By Devayani Sathyan
BENGALURU (Reuters) – Thailand’s economy grew at its fastest pace in more than a year last quarter, boosted by a rebound in tourism and private consumption, but the outlook was clouded by risks of a global economic slowdown, a Reuters poll predicted.
The recent recovery in tourism, which accounts for about 12% of GDP, offered Thailand’s ailing economy a lifeline in the aftermath of the COVID-19 pandemic but China’s economic setbacks have darkened prospects.
Growth in Southeast Asia’s second-largest economy was estimated at 4.5% year-on-year in the third quarter, according to the median forecast of 13 economists polled on Nov. 11-16, up from 2.5% growth in the previous quarter.
On a quarterly basis, gross domestic product (GDP) was forecast to have grown a seasonally-adjusted 0.9% from 0.7% in the preceding quarter, the median forecast from a smaller sample showed.
Forecasts ranged from 0.2% to 1.2%, highlighting uncertainties surrounding the post-pandemic recovery. The data will be released on Nov. 21.
“The strong recovery of tourism, as well as the pick-up of consumption likely led the charge in pushing GDP to grow in the third quarter, wherein the push from the former was likely stronger than the latter,” wrote Aris Dacanay, ASEAN economist at HSBC.
“As tourists return more and more by the months regardless of the global challenges ahead, we think Thailand will likely pose another strong GDP print next quarter, and even for 2023.”

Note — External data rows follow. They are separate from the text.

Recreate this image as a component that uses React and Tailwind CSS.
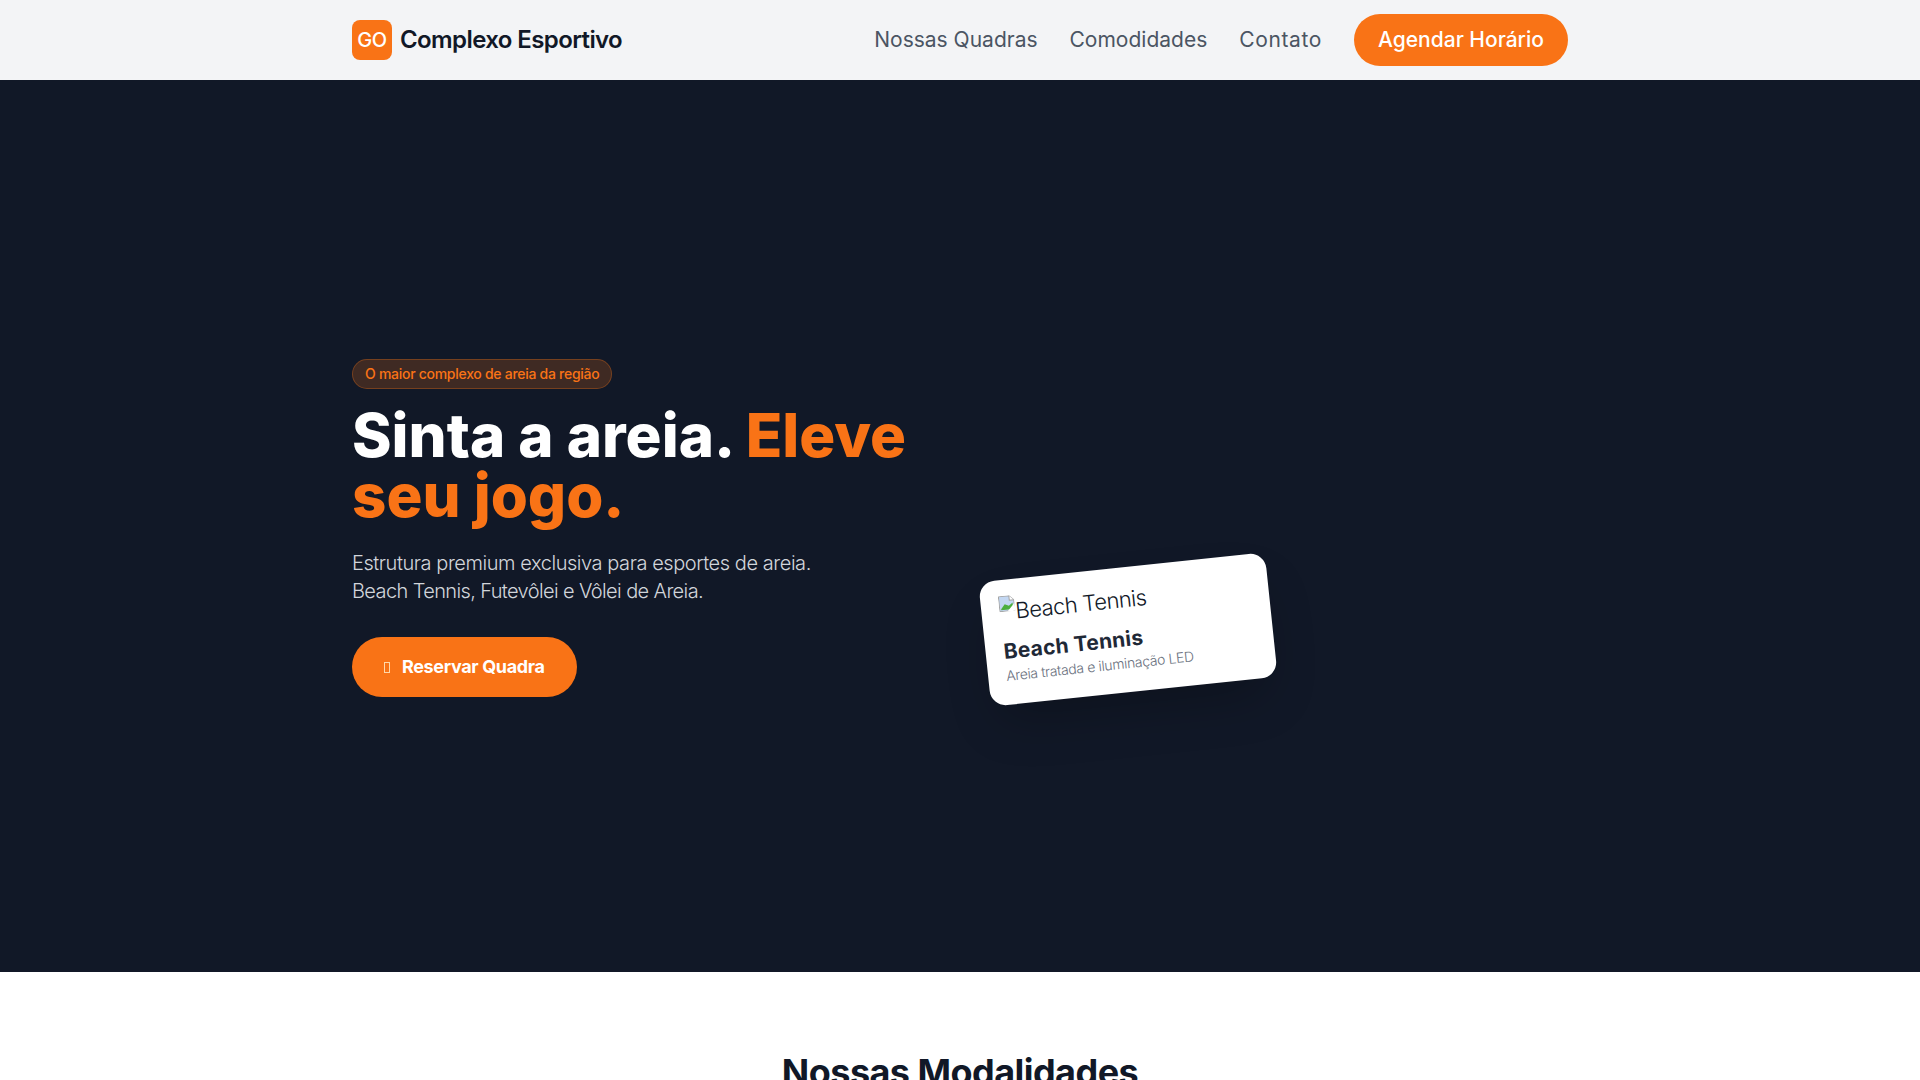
const BrokenImage = () => (
  <svg width="16" height="16" viewBox="0 0 16 16" className="shrink-0">
    <path d="M0.5 0.5H11L15.5 5V15.5H0.5Z" fill="#c3d7f2" stroke="#a3a3a3" />
    <path d="M11 0.5V5H15.5" fill="#fff" stroke="#a3a3a3" />
    <path d="M2 13L6 8.5L10 10.5L14 7.5V14H2Z" fill="#4caf3e" />
    <path d="M16 8L8 16H16Z" fill="#fff" />
  </svg>
)

const App = () => {
  return (
    <div className="min-h-screen bg-white font-['Inter',sans-serif]">
      <header className="h-20 bg-[#f3f4f6]">
        <div className="max-w-7xl h-full mx-auto px-8 flex items-center justify-between">
          <div className="flex items-center gap-2">
            <div className="w-10 h-10 rounded-lg bg-[#f97316] flex items-center justify-center text-white text-xl font-medium tracking-tight">
              GO
            </div>
            <span className="text-2xl font-semibold text-[#111827] tracking-[-0.025em]">Complexo Esportivo</span>
          </div>
          <nav className="flex items-center gap-8">
            <a className="text-[21px] text-[#4b5563]">Nossas Quadras</a>
            <a className="text-[21px] text-[#4b5563]">Comodidades</a>
            <a className="text-[21px] text-[#4b5563] tracking-[0.03em]">Contato</a>
            <button className="px-6 py-3 rounded-full bg-[#f97316] text-white text-[21px] font-medium leading-7">
              Agendar Horário
            </button>
          </nav>
        </div>
      </header>

      <section className="h-[892px] bg-[#111827]">
        <div className="max-w-7xl h-full mx-auto px-8 grid grid-cols-2 gap-12 items-center">
          <div className="mt-1">
            <span className="inline-block px-3 py-1 rounded-full border border-[#f97316]/30 bg-[#f97316]/20 text-[#f97316] text-sm font-medium tracking-[-0.02em]">
              O maior complexo de areia da região
            </span>
            <h1 className="mt-4 mb-6 text-6xl leading-none font-extrabold text-white">
              Sinta a areia. <span className="text-[#f97316]">Eleve seu jogo.</span>
            </h1>
            <p className="mb-8 text-xl font-light text-[#d1d5db] tracking-[-0.022em]">
              Estrutura premium exclusiva para esportes de areia.
              <br />
              <span className="tracking-[-0.031em]">Beach Tennis, Futevôlei e Vôlei de Areia.</span>
            </p>
            <button className="inline-flex items-center gap-3 h-[60px] px-8 rounded-full bg-[#f97316] text-white text-lg font-bold tracking-[-0.02em]">
              <span className="w-[6px] h-[11px] border border-orange-200" />
              Reservar Quadra
            </button>
          </div>

          <div className="mt-[206px]">
            <div className="w-[288px] -rotate-6 rounded-2xl bg-white pt-4 pl-[18px] pr-4 pb-[19px] shadow-2xl">
              <div className="flex items-start text-[22px] leading-8 font-light text-[#111827] tracking-[-0.025em]">
                <BrokenImage />
                <span>Beach Tennis</span>
              </div>
              <h3 className="mt-3 text-[21px] font-bold leading-6 text-[#1f2937] tracking-[0.01em]">Beach Tennis</h3>
              <p className="mt-[2px] text-sm font-light text-[#6b7280] tracking-[-0.024em]">Areia tratada e iluminação LED</p>
            </div>
          </div>
        </div>
      </section>

      <section className="py-20 bg-white">
        <h2 className="text-4xl font-bold text-[#111827] text-center tracking-[-0.015em]">Nossas Modalidades</h2>
      </section>
    </div>
  )
}

export default App
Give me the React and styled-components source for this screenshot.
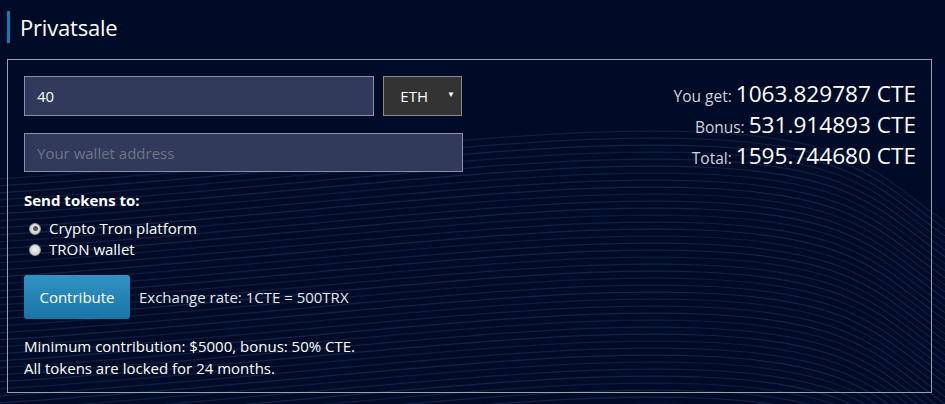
import React from 'react';
import styled, { createGlobalStyle } from 'styled-components';

const GlobalStyle = createGlobalStyle`
  html, body {
    margin: 0;
    padding: 0;
    background: #000c27;
  }
  body {
    font-family: "Open Sans", "Noto Sans", sans-serif;
    color: #ffffff;
    overflow: hidden;
  }
`;

const Page = styled.div`
  position: relative;
  width: 945px;
  height: 404px;
  background: #000c27;
  overflow: hidden;
`;

const Waves = styled.svg`
  position: absolute;
  left: 0;
  top: 0;
  pointer-events: none;
`;

const Content = styled.div`
  position: relative;
  padding: 11px 0 0 7px;
`;

const Title = styled.h2`
  margin: 0;
  height: 32px;
  border-left: 3px solid #1679b5;
  padding-left: 10px;
  font-size: 22px;
  font-weight: 400;
  line-height: 32px;
  letter-spacing: -0.2px;
`;

const Frame = styled.div`
  margin-top: 16px;
  width: 925px;
  height: 334px;
  border: 1px solid #9ea2b0;
  box-sizing: border-box;
  display: flex;
  justify-content: space-between;
  padding: 16px 15px 0 16px;
`;

const LeftCol = styled.div`
  width: 438px;
  display: flex;
  flex-direction: column;
`;

const Row = styled.div`
  display: flex;
  gap: 9px;
`;

const TextField = styled.input`
  box-sizing: border-box;
  width: ${p => p.$width}px;
  height: ${p => p.$height}px;
  background: #313a5b;
  border: 1px solid #8a91a8;
  color: #ffffff;
  font-family: inherit;
  font-size: 15px;
  padding: 0 12px;
  outline: none;
  margin-top: ${p => p.$top || 0}px;
  &::placeholder {
    color: #6e7488;
  }
`;

const Select = styled.div`
  box-sizing: border-box;
  width: 79px;
  height: 40px;
  background: #333333;
  border: 1px solid #8a8a8a;
  display: flex;
  align-items: center;
  padding-left: 16px;
  font-size: 15px;
  position: relative;
`;

const Caret = styled.span`
  position: absolute;
  right: 6px;
  top: 11px;
  font-size: 8px;
  color: #ffffff;
`;

const SendLabel = styled.div`
  margin-top: 19px;
  font-size: 15px;
  font-weight: 700;
  line-height: 18px;
`;

const RadioList = styled.div`
  margin-top: 9px;
  display: flex;
  flex-direction: column;
  padding-left: 5px;
`;

const RadioRow = styled.label`
  display: flex;
  align-items: center;
  gap: 8px;
  font-size: 15px;
  line-height: 21px;
`;

const RadioDot = styled.span`
  width: 12px;
  height: 12px;
  border-radius: 50%;
  background: radial-gradient(circle at 50% 40%, #f2f2f2, #c4c4c4);
  border: 1px solid #9a9a9a;
  box-sizing: border-box;
  display: flex;
  align-items: center;
  justify-content: center;
  &::after {
    content: '';
    width: 5px;
    height: 5px;
    border-radius: 50%;
    background: ${p => (p.$checked ? '#555555' : 'transparent')};
  }
`;

const ActionRow = styled.div`
  margin-top: 15px;
  display: flex;
  align-items: center;
  gap: 9px;
`;

const Button = styled.button`
  width: 106px;
  height: 44px;
  border: none;
  border-radius: 3px;
  background: linear-gradient(#3093c4, #1a75a7);
  color: #ffffff;
  font-family: inherit;
  font-size: 15px;
  padding: 0;
`;

const Rate = styled.span`
  font-size: 15px;
  color: #e6e8ee;
`;

const Notes = styled.div`
  margin-top: 16px;
  font-size: 15px;
  line-height: 22px;
`;

const RightCol = styled.div`
  display: flex;
  flex-direction: column;
  align-items: flex-end;
  padding-top: 2px;
`;

const Stat = styled.div`
  height: 31px;
  display: flex;
  align-items: baseline;
  gap: 4px;
`;

const StatLabel = styled.span`
  font-size: 15.5px;
  color: #d0d3dc;
`;

const StatValue = styled.span`
  font-size: 22.6px;
  color: #ffffff;
`;

const wavePaths = Array.from({ length: 48 }, (_, i) => {
  const y = 150 + i * 7;
  return `M -20 ${y + 30} C 250 ${y + 15}, 520 ${y - 25}, 700 ${y - 18} S 880 ${y + 35}, 980 ${y + 95}`;
});

const stats = [
  { label: 'You get:', value: '1063.829787 CTE' },
  { label: 'Bonus:', value: '531.914893 CTE' },
  { label: 'Total:', value: '1595.744680 CTE' },
];

export default function App() {
  return (
    <Page>
      <GlobalStyle />
      <Waves width="945" height="404" viewBox="0 0 945 404">
        {wavePaths.map((d, i) => (
          <path key={i} d={d} fill="none" stroke="#1c2c50" strokeWidth="1.2" opacity={0.55 + (i % 3) * 0.1} />
        ))}
      </Waves>
      <Content>
        <Title>Privatsale</Title>
        <Frame>
          <LeftCol>
            <Row>
              <TextField $width={352} $height={40} defaultValue="40" />
              <Select>
                ETH
                <Caret>▼</Caret>
              </Select>
            </Row>
            <TextField $width={439} $height={39} $top={17} placeholder="Your wallet address" />
            <SendLabel>Send tokens to:</SendLabel>
            <RadioList>
              <RadioRow>
                <RadioDot $checked />
                Crypto Tron platform
              </RadioRow>
              <RadioRow>
                <RadioDot />
                TRON wallet
              </RadioRow>
            </RadioList>
            <ActionRow>
              <Button>Contribute</Button>
              <Rate>Exchange rate: 1CTE = 500TRX</Rate>
            </ActionRow>
            <Notes>
              Minimum contribution: $5000, bonus: 50% CTE.
              <br />
              All tokens are locked for 24 months.
            </Notes>
          </LeftCol>
          <RightCol>
            {stats.map(s => (
              <Stat key={s.label}>
                <StatLabel>{s.label}</StatLabel>
                <StatValue>{s.value}</StatValue>
              </Stat>
            ))}
          </RightCol>
        </Frame>
      </Content>
    </Page>
  );
}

Analysts in a separate Reuters poll expected GDP growth to average 3.3% this year, in line with the Bank of Thailand’s estimate, and then rise to 4.0% in 2023 when tourist arrivals are expected to gather pace.
After some pandemic curbs were lifted late last year, the tourism-driven economy made a steady recovery and is expecting more than ten million tourist arrivals in 2022 and 21 million next year.
That will still be only slightly more than half the visitors welcomed before the pandemic. In 2019, the country recorded 40 million tourist arrivals with more than a quarter of those from China.
“A full and faster recovery in Thailand’s crucial tourism sector is still highly dependent on China’s shift away from zero-covid policy and revival in Chinese outbound foreign travel,” wrote Chua Han Teng, economist at DBS.
With the economy expected to return to pre-pandemic levels next year, the Bank of Thailand (BOT) is likely to continue with a moderate pace of tightening to support the fragile recovery despite inflation running close to a 14-year high.
The BOT has hiked interest rates by a total of 50 basis points since August.